Thursday, August 5, 2010 - 9:00 AM

OOS 41-4: The relationship between microbial composition and ecosystem processes in a New England tidal marsh

Heather Reed, University of Massachusetts and Jennifer B.H. Martiny, University of California, Irvine.

Background/Question/Methods   We examined the microbial composition-function relationship in a New England tidal marsh ecosystem. We used a transplant experiment designed to compare the composition (TRFLP) and activities of salt marsh and freshwater marsh sediment communities. We transplanted sediment cores (6 cm dia by 6 cm deep) contained in dialysis bags (MWCO of 8 kD). To investigate the effects of both composition and environment on ecosystem processes, we performed a short-term (1 week) experiment to limit composition shifts of transplanted communities. To examine feedbacks between the environment and composition, we also performed a longer term transplant experiment (2 months). At the end of each experiment, we compared general bacteria and sulfate reducing bacteria community composition among cores. We also performed functional assays to assess ecosystem processes. We measured soil respiration, net methane production, aminopeptidase, sulfatase, and phosphatase activities and gross nitrification rates.
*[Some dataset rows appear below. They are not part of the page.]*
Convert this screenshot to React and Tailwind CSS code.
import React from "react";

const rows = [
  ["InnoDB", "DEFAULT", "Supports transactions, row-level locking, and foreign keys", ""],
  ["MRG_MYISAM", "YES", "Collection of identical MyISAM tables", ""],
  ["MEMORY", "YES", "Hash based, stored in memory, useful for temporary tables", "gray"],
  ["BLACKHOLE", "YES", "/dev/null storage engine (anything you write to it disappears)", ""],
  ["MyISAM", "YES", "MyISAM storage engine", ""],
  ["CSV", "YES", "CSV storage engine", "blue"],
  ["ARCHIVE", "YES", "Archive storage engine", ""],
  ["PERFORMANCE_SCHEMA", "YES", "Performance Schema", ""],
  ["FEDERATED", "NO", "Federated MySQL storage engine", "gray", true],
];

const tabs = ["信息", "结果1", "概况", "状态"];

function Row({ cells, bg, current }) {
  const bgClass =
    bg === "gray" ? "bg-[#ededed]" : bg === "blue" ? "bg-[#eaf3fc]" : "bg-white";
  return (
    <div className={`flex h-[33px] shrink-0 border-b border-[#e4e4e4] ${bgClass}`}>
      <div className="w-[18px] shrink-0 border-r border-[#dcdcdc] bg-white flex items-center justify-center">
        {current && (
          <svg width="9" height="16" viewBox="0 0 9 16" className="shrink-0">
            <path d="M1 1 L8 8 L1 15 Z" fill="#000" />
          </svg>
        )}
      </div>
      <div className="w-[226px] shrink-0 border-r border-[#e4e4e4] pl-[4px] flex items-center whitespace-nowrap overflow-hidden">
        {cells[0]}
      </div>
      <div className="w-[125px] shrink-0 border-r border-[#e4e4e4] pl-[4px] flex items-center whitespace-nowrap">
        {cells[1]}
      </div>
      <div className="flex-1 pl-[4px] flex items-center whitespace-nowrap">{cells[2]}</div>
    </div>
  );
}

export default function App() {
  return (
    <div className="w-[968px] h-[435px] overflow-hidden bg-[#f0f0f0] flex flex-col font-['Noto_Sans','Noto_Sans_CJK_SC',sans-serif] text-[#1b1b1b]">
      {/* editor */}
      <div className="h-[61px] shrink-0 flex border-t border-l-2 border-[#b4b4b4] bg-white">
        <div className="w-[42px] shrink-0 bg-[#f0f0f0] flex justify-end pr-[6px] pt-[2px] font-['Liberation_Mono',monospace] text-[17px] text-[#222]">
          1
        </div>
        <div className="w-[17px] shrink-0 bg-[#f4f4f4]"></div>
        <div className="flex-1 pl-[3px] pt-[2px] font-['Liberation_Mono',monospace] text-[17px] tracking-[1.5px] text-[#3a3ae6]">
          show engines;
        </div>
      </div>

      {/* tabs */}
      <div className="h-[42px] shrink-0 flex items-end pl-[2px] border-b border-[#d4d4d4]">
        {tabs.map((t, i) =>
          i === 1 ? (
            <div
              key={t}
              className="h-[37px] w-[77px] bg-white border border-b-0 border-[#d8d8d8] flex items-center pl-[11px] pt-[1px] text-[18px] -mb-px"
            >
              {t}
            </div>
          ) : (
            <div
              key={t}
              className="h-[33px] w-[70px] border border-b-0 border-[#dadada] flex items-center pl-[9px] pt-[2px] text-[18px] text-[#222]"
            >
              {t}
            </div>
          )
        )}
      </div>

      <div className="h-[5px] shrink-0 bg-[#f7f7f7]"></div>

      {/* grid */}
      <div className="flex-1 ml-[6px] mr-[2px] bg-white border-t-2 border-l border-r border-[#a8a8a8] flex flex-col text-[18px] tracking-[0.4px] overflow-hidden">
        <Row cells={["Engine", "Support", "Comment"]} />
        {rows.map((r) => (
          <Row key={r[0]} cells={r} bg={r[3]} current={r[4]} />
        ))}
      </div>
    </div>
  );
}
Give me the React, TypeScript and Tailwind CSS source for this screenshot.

Results/Conclusions   In the short-term experiment, as expected, community composition did not shift significantly when cores were transplanted. Additionally, six of the nine functional assays exhibited a significant effect of core origin, and thus community composition. In this short-term experiment, in addition to environmental effects, composition effects on measurable ecosystem processes were evident. In the long-term experiment we expected transplanted cores to exhibit composition shifts coupled with functional shifts, such that transplanted cores would resemble the site in which the cores incubated rather than the site of origin. After two months of being transplanted, a significant but limited shift in the general bacteria composition was evident. The sulfate reducing community was even more resistant and did not shift significantly. Even though community composition did not shift dramatically, a significant effect of the incubating site was evident for five of the nine functional assays, while core origin was significant for only two of the assays. Initial microbial response to new environmental conditions did not occur as large composition shifts, even though functional responses were evident. Composition may be more resistant to shifts compared to function when communities are exposed to new environments, potentially decoupling known composition – function relationships.